In turn we pass the drug store and doctor’s office and a
large general display building. We look in on the blacksmith shop,
the wood working building, the harness shop and the village
residence with its hand operated telephone exchange. This completes
most of the centre block.

The east wing of the building is devoted to part of the
Museum’s priceless automobile exhibit and transportation items,
while the west wing houses the bulk of the steamers, gas engines
and other displays, including a 1927 restored Pheasant airplane.
Also on view in this section is the Hovland combination 30 foot
push swather and tank combine built by the Hovland Bros, at Ortley,
South Dakota in 1909. This machine cut the first commercial swath
ever cut in the world and is worth coming many miles to see.

The Saskatoon Museum is open the year round, Sundays and
holidays included. Also the Museum operates thriving branches at
North Battleford and Yorkton during the summer months.

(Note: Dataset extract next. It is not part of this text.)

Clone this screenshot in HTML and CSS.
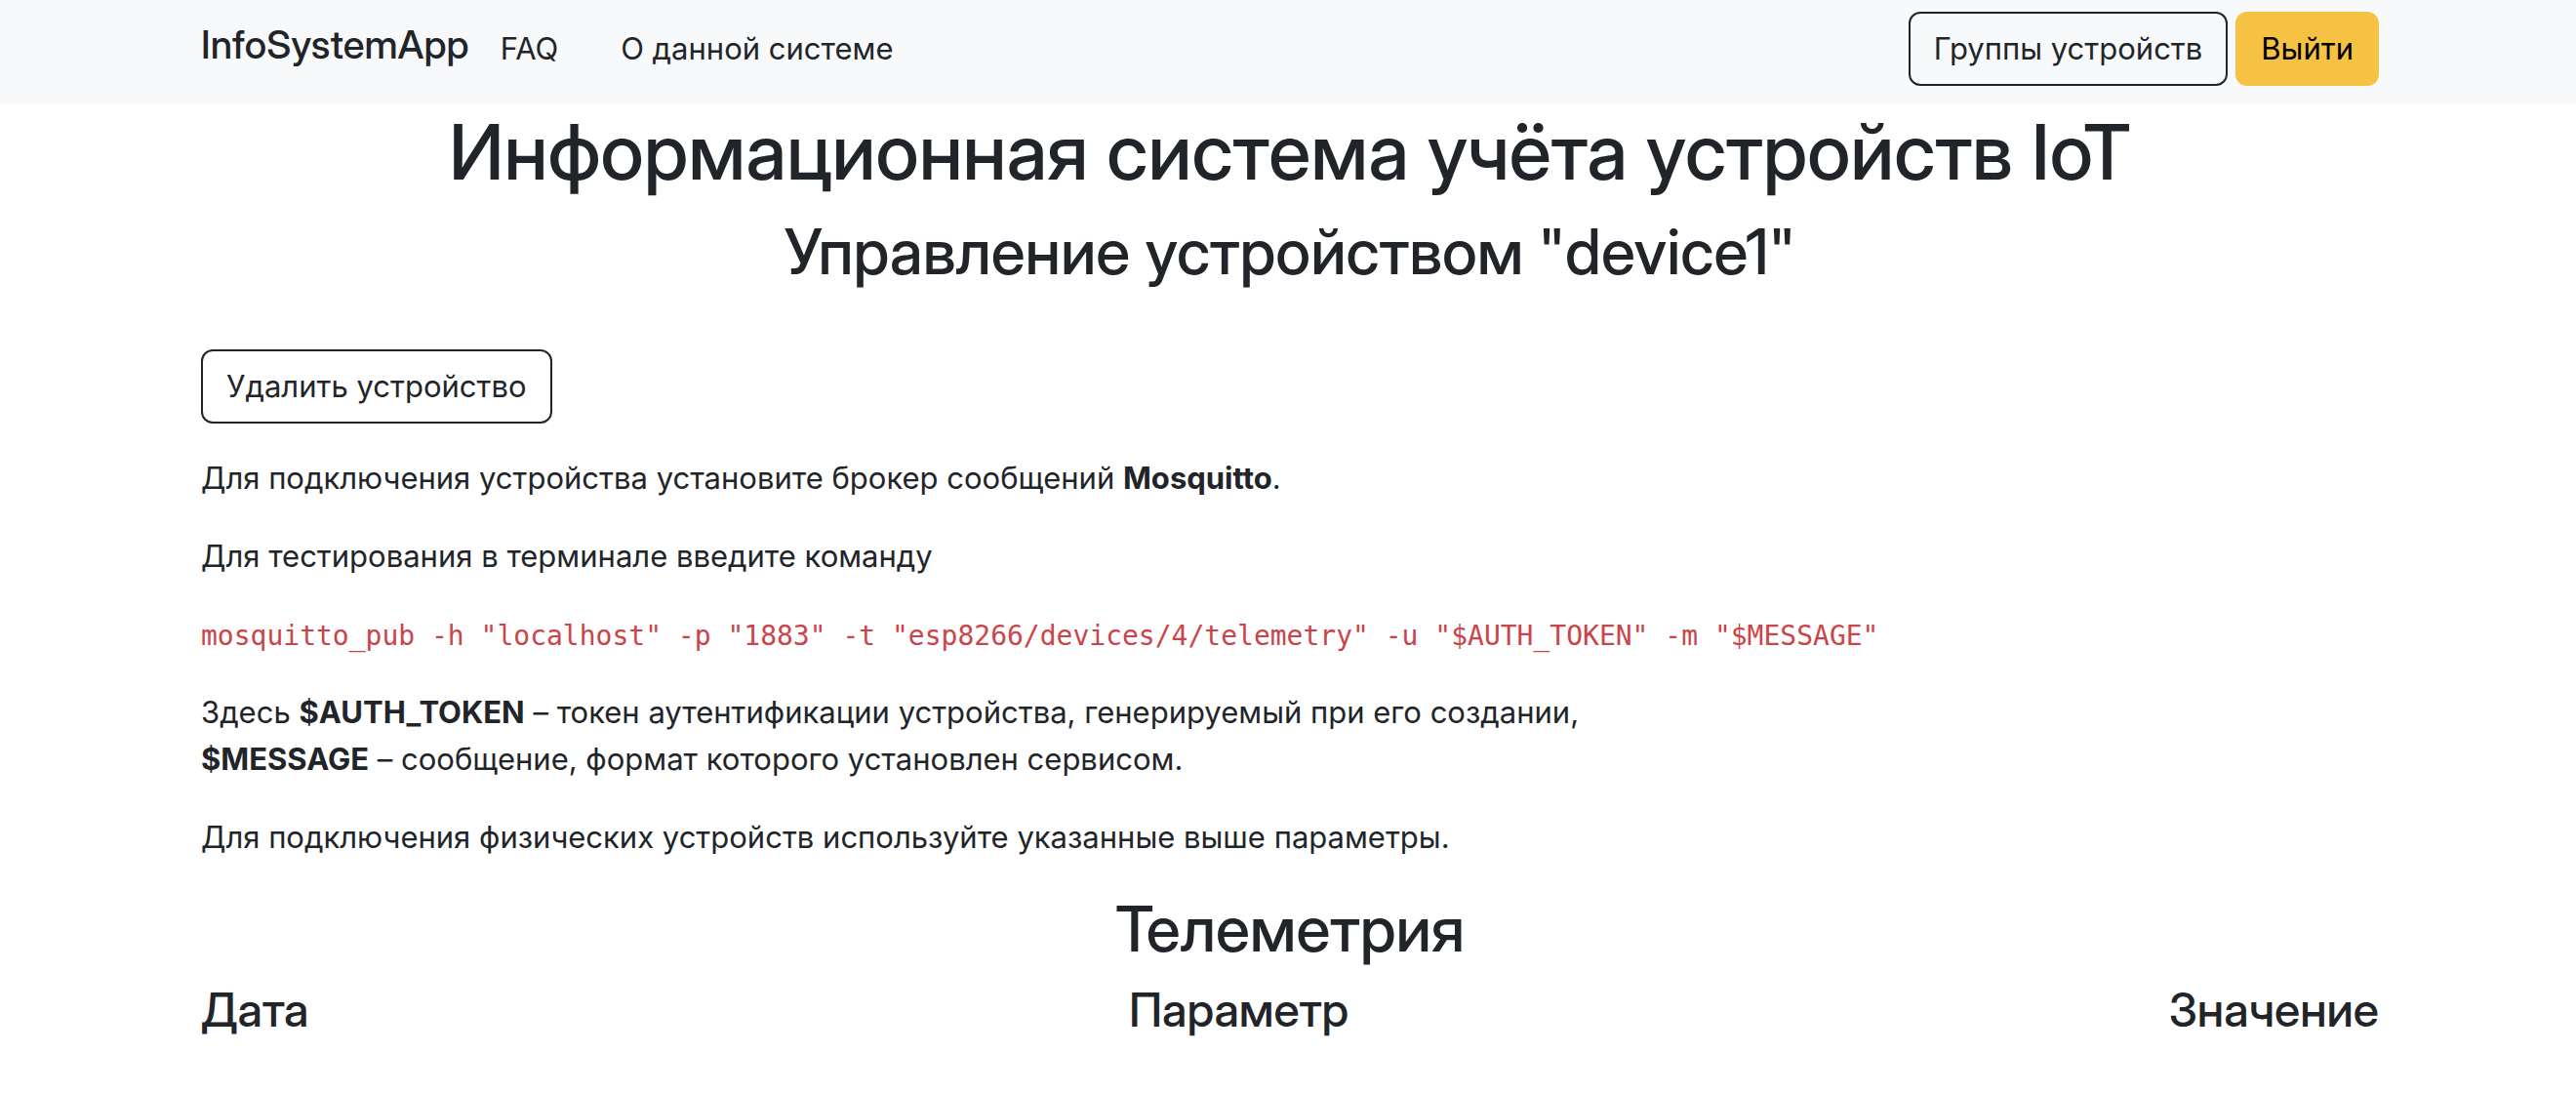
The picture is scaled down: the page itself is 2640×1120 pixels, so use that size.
FILE: index.html
```html
<!DOCTYPE html>
<html lang="ru">
<head>
<meta charset="utf-8">
<meta name="viewport" content="width=device-width, initial-scale=1">
<title>InfoSystemApp</title>
<link rel="stylesheet" href="styles.css">
</head>
<body>
<header class="navbar">
  <div class="container navbar-inner">
    <a class="brand" href="#">InfoSystemApp</a>
    <nav class="nav">
      <a class="nav-link" href="#">FAQ</a>
      <a class="nav-link" href="#">О данной системе</a>
    </nav>
    <div class="actions">
      <button class="btn btn-outline" type="button">Группы устройств</button>
      <button class="btn btn-warning" type="button">Выйти</button>
    </div>
  </div>
</header>
<main class="container">
  <h1 class="title">Информационная система учёта устройств IoT</h1>
  <h2 class="subtitle">Управление устройством "device1"</h2>
  <button class="btn btn-outline delete" type="button">Удалить устройство</button>
  <p class="text">Для подключения устройства установите брокер сообщений <strong>Mosquitto</strong>.</p>
  <p class="text">Для тестирования в терминале введите команду</p>
  <p class="text"><code class="code">mosquitto_pub -h "localhost" -p "1883" -t "esp8266/devices/4/telemetry" -u "$AUTH_TOKEN" -m "$MESSAGE"</code></p>
  <p class="text">Здесь <strong>$AUTH_TOKEN</strong> – токен аутентификации устройства, генерируемый при его создании,<br><strong>$MESSAGE</strong> – сообщение, формат которого установлен сервисом.</p>
  <p class="text">Для подключения физических устройств используйте указанные выше параметры.</p>
  <h2 class="section-title">Телеметрия</h2>
  <div class="columns">
    <h3 class="column-title">Дата</h3>
    <h3 class="column-title">Параметр</h3>
    <h3 class="column-title">Значение</h3>
  </div>
</main>
</body>
</html>
```
FILE: styles.css
```css
* {
  box-sizing: border-box;
}

body {
  margin: 0;
  background: #fff;
  color: #212529;
  font: 400 31px/48px Inter, "Liberation Sans", sans-serif;
}

.container {
  width: 100%;
  max-width: 2280px;
  margin: 0 auto;
  padding: 0 22px 0 26px;
}

.navbar {
  padding: 12px 0 18px;
  background: #f8f9fa;
}

.navbar-inner {
  display: flex;
  align-items: center;
}

.brand {
  margin: 0 32px 8px 0;
  color: #212529;
  font-family: "Inter Display", Inter, "Liberation Sans", sans-serif;
  font-size: 40px;
  font-variation-settings: "opsz" 32;
  font-weight: 500;
  text-decoration: none;
}

.nav {
  display: flex;
  flex: 1;
  gap: 64px;
}

.nav-link {
  color: #212529;
  text-decoration: none;
}

.actions {
  display: flex;
  gap: 8px;
}

.btn {
  padding: 12px 24px;
  border: 2px solid #212529;
  border-radius: 12px;
  background: transparent;
  color: #212529;
  font: inherit;
  cursor: pointer;
}

.btn-warning {
  border-color: #f6c244;
  background: #f6c244;
  color: #000;
}

.title,
.subtitle,
.section-title,
.column-title {
  margin: 0 0 16px;
  font-family: "Inter Display", Inter, "Liberation Sans", sans-serif;
  font-variation-settings: "opsz" 32;
  font-weight: 500;
  text-align: center;
}

.title {
  font-size: 79px;
  line-height: 98px;
}

.subtitle {
  margin-bottom: 62px;
  font-size: 64px;
  line-height: 76px;
}

.delete {
  display: block;
  margin-bottom: 32px;
}

.text {
  margin: 0 0 32px;
}

.code {
  color: #cb444a;
  font: 28px "DejaVu Sans Mono", monospace;
}

.section-title {
  font-size: 64px;
  line-height: 76px;
}

.columns {
  display: flex;
  justify-content: space-between;
}

.column-title {
  font-size: 48px;
  line-height: 58px;
}
```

A very warm welcome awaits the visitor during the annual week
long show, or at any time during the year at Saskatoon, or at the
branches during the summer months. This is a down to earth grass
roots organization where you are only a stranger once. And paste
the date of the annual show in your hat-

July 9 to July 14 inclusive 1973. Visit the Museum and also
Saskatchewan’s lovely Northland. Be seeing you.